らんかみち

童話から老話まで

インパクト・ドライバーを買うエクスキューズ

2014年01月12日 | 暮らしの落とし穴


「防災士たる者、率先して自宅の家具を固定すべし」と、L型金具を使って家具を固定する方法を勧められた。そんなことは先刻承知しているんだけど、インパクト・ドライバーを買えといわれたのは初めてだった。
「インパクトドライバーは安物を買ったらだめですよ。家具を固定するときには一つ注意があります。まずは安い家具から練習しないと挫折します」
 そうだよね、いきなり高級家具をL型金具のような無粋な物で傷つけるのは度胸のいること。いちいち頷ける講義だった。
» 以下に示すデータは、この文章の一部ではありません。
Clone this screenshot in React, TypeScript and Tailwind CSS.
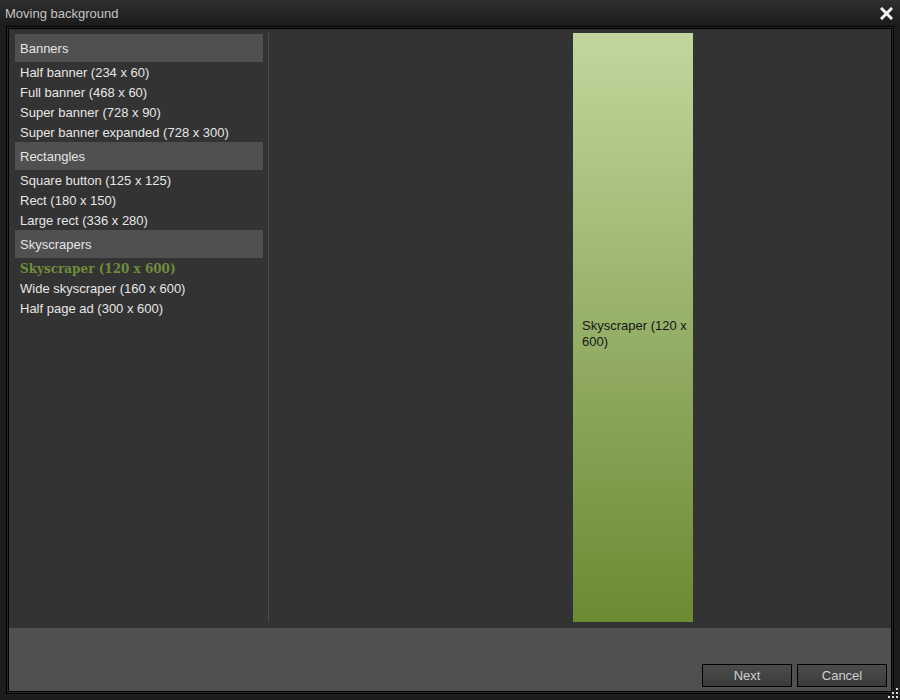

 うちの家具はだいたい固定されている。万事に几帳面で抜かりのなかった父が30年も前に実施していた。でも家具を固定するっていうのは、移動を不自由にすることなわけで、父の功績を否定はしないが、ぼくとしてはそこに抵抗がある。
 しかし東南海地震の危険が差し迫っている今、ポリシーがどうのこうのといってられない。やるしかないんだ!

 というのが、インパクト・ドライバーを買うことのエクスキューズだな。つまり、インパクト・ドライバーが欲しくて仕方なかったんだ。でも安い物じゃないので、自分自身を納得させる理由が必要だった。
 電動ドライバーは持っているので、家具の固定なんて実はそれで十分なんだけど、インパクト・ドライバーがあればさらに楽にできる。電池2個付きで14800円って、酒につぎ込む金があるなら、さっさと買っておけってことだよね。